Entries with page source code
------------------------------------------------

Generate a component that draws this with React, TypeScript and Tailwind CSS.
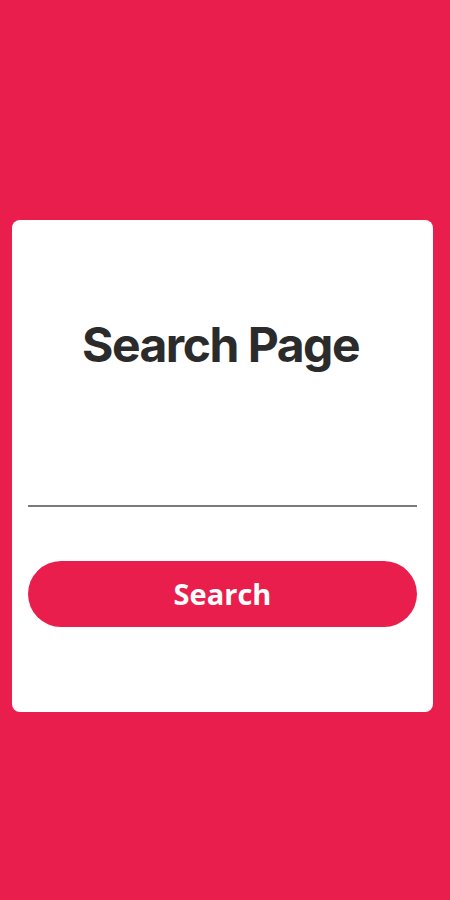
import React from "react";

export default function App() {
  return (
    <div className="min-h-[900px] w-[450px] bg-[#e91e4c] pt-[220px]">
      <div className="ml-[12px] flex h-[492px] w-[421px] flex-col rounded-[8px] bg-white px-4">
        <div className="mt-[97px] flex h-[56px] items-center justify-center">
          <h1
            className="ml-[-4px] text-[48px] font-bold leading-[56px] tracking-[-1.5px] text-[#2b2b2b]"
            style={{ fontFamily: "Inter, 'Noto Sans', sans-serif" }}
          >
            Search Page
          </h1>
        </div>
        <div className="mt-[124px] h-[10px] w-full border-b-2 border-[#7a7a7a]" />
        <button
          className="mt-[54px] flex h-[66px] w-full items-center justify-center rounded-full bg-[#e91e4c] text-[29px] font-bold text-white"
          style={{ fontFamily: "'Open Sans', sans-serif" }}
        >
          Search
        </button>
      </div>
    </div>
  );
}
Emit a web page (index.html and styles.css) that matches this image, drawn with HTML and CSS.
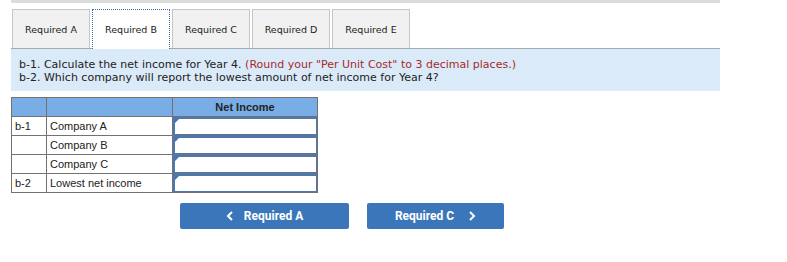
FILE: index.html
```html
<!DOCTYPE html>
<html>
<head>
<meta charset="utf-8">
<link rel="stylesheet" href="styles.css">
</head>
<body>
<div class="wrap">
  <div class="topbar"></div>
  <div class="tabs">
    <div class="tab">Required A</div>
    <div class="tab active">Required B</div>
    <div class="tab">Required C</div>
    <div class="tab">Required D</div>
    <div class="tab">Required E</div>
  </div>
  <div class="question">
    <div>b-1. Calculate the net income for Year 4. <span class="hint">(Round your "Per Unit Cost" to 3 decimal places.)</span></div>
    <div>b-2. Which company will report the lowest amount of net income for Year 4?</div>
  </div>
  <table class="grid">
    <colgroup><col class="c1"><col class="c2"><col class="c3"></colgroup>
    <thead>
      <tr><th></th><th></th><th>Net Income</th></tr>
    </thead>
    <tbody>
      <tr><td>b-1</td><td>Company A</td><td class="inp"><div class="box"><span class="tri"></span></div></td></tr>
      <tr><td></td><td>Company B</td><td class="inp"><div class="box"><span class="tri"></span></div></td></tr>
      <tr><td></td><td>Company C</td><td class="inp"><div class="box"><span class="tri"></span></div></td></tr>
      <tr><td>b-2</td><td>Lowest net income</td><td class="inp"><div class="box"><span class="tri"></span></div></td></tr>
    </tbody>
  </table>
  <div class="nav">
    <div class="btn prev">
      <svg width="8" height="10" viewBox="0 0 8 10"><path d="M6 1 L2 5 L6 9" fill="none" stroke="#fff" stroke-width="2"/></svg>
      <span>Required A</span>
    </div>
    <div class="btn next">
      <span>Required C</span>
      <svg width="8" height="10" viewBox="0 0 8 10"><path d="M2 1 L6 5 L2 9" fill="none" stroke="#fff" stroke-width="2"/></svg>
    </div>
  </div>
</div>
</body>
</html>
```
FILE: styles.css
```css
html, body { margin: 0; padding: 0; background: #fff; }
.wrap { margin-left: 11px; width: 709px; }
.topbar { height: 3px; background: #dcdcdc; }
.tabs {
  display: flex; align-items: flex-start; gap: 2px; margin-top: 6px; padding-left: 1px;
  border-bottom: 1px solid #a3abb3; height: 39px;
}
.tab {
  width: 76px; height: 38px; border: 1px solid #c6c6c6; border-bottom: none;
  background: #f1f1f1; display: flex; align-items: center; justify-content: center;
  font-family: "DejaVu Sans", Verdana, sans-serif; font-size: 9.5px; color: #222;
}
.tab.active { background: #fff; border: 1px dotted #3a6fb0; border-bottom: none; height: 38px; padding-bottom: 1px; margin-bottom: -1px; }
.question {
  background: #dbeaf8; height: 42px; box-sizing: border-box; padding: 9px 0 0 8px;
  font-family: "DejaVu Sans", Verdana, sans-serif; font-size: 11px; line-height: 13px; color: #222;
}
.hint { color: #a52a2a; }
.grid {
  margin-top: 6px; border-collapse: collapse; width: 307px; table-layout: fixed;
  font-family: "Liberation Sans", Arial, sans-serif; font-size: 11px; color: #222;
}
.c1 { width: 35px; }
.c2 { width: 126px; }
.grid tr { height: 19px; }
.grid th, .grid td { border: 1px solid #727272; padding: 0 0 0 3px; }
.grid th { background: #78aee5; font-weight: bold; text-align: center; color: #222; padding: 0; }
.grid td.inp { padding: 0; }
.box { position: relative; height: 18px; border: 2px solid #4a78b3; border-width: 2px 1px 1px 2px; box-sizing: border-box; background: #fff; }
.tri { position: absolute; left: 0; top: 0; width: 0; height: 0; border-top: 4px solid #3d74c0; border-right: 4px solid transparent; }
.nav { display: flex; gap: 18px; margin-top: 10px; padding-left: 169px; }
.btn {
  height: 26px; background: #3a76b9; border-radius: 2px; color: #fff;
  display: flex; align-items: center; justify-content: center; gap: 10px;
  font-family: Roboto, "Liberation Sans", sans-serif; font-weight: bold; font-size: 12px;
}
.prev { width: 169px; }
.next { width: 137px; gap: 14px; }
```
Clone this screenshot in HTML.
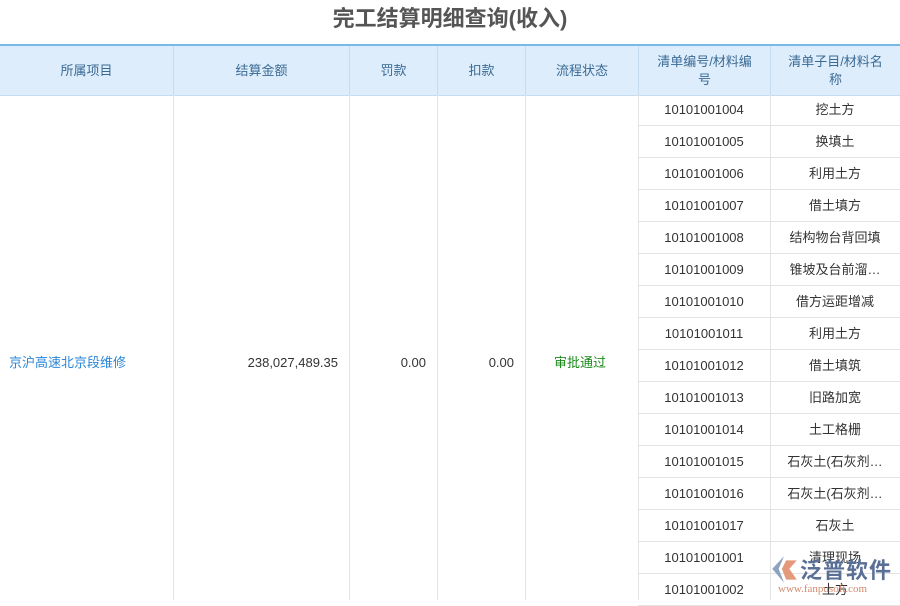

------------------------------------------------

What you have to do
Quote everything in the listing above exactly; pictures are the only thing to omit.

Completed task
Generate a component that draws this with React, TypeScript and Tailwind CSS.
import React from "react";

export default function App() {
  return (
    <div className="min-h-[900px] w-[450px] bg-[#e91e4c] pt-[220px]">
      <div className="ml-[12px] flex h-[492px] w-[421px] flex-col rounded-[8px] bg-white px-4">
        <div className="mt-[97px] flex h-[56px] items-center justify-center">
          <h1
            className="ml-[-4px] text-[48px] font-bold leading-[56px] tracking-[-1.5px] text-[#2b2b2b]"
            style={{ fontFamily: "Inter, 'Noto Sans', sans-serif" }}
          >
            Search Page
          </h1>
        </div>
        <div className="mt-[124px] h-[10px] w-full border-b-2 border-[#7a7a7a]" />
        <button
          className="mt-[54px] flex h-[66px] w-full items-center justify-center rounded-full bg-[#e91e4c] text-[29px] font-bold text-white"
          style={{ fontFamily: "'Open Sans', sans-serif" }}
        >
          Search
        </button>
      </div>
    </div>
  );
}
Emit a web page (index.html and styles.css) that matches this image, drawn with HTML and CSS.
FILE: index.html
```html
<!DOCTYPE html>
<html>
<head>
<meta charset="utf-8">
<link rel="stylesheet" href="styles.css">
</head>
<body>
<div class="wrap">
  <div class="topbar"></div>
  <div class="tabs">
    <div class="tab">Required A</div>
    <div class="tab active">Required B</div>
    <div class="tab">Required C</div>
    <div class="tab">Required D</div>
    <div class="tab">Required E</div>
  </div>
  <div class="question">
    <div>b-1. Calculate the net income for Year 4. <span class="hint">(Round your "Per Unit Cost" to 3 decimal places.)</span></div>
    <div>b-2. Which company will report the lowest amount of net income for Year 4?</div>
  </div>
  <table class="grid">
    <colgroup><col class="c1"><col class="c2"><col class="c3"></colgroup>
    <thead>
      <tr><th></th><th></th><th>Net Income</th></tr>
    </thead>
    <tbody>
      <tr><td>b-1</td><td>Company A</td><td class="inp"><div class="box"><span class="tri"></span></div></td></tr>
      <tr><td></td><td>Company B</td><td class="inp"><div class="box"><span class="tri"></span></div></td></tr>
      <tr><td></td><td>Company C</td><td class="inp"><div class="box"><span class="tri"></span></div></td></tr>
      <tr><td>b-2</td><td>Lowest net income</td><td class="inp"><div class="box"><span class="tri"></span></div></td></tr>
    </tbody>
  </table>
  <div class="nav">
    <div class="btn prev">
      <svg width="8" height="10" viewBox="0 0 8 10"><path d="M6 1 L2 5 L6 9" fill="none" stroke="#fff" stroke-width="2"/></svg>
      <span>Required A</span>
    </div>
    <div class="btn next">
      <span>Required C</span>
      <svg width="8" height="10" viewBox="0 0 8 10"><path d="M2 1 L6 5 L2 9" fill="none" stroke="#fff" stroke-width="2"/></svg>
    </div>
  </div>
</div>
</body>
</html>
```
FILE: styles.css
```css
html, body { margin: 0; padding: 0; background: #fff; }
.wrap { margin-left: 11px; width: 709px; }
.topbar { height: 3px; background: #dcdcdc; }
.tabs {
  display: flex; align-items: flex-start; gap: 2px; margin-top: 6px; padding-left: 1px;
  border-bottom: 1px solid #a3abb3; height: 39px;
}
.tab {
  width: 76px; height: 38px; border: 1px solid #c6c6c6; border-bottom: none;
  background: #f1f1f1; display: flex; align-items: center; justify-content: center;
  font-family: "DejaVu Sans", Verdana, sans-serif; font-size: 9.5px; color: #222;
}
.tab.active { background: #fff; border: 1px dotted #3a6fb0; border-bottom: none; height: 38px; padding-bottom: 1px; margin-bottom: -1px; }
.question {
  background: #dbeaf8; height: 42px; box-sizing: border-box; padding: 9px 0 0 8px;
  font-family: "DejaVu Sans", Verdana, sans-serif; font-size: 11px; line-height: 13px; color: #222;
}
.hint { color: #a52a2a; }
.grid {
  margin-top: 6px; border-collapse: collapse; width: 307px; table-layout: fixed;
  font-family: "Liberation Sans", Arial, sans-serif; font-size: 11px; color: #222;
}
.c1 { width: 35px; }
.c2 { width: 126px; }
.grid tr { height: 19px; }
.grid th, .grid td { border: 1px solid #727272; padding: 0 0 0 3px; }
.grid th { background: #78aee5; font-weight: bold; text-align: center; color: #222; padding: 0; }
.grid td.inp { padding: 0; }
.box { position: relative; height: 18px; border: 2px solid #4a78b3; border-width: 2px 1px 1px 2px; box-sizing: border-box; background: #fff; }
.tri { position: absolute; left: 0; top: 0; width: 0; height: 0; border-top: 4px solid #3d74c0; border-right: 4px solid transparent; }
.nav { display: flex; gap: 18px; margin-top: 10px; padding-left: 169px; }
.btn {
  height: 26px; background: #3a76b9; border-radius: 2px; color: #fff;
  display: flex; align-items: center; justify-content: center; gap: 10px;
  font-family: Roboto, "Liberation Sans", sans-serif; font-weight: bold; font-size: 12px;
}
.prev { width: 169px; }
.next { width: 137px; gap: 14px; }
```
Clone this screenshot in HTML.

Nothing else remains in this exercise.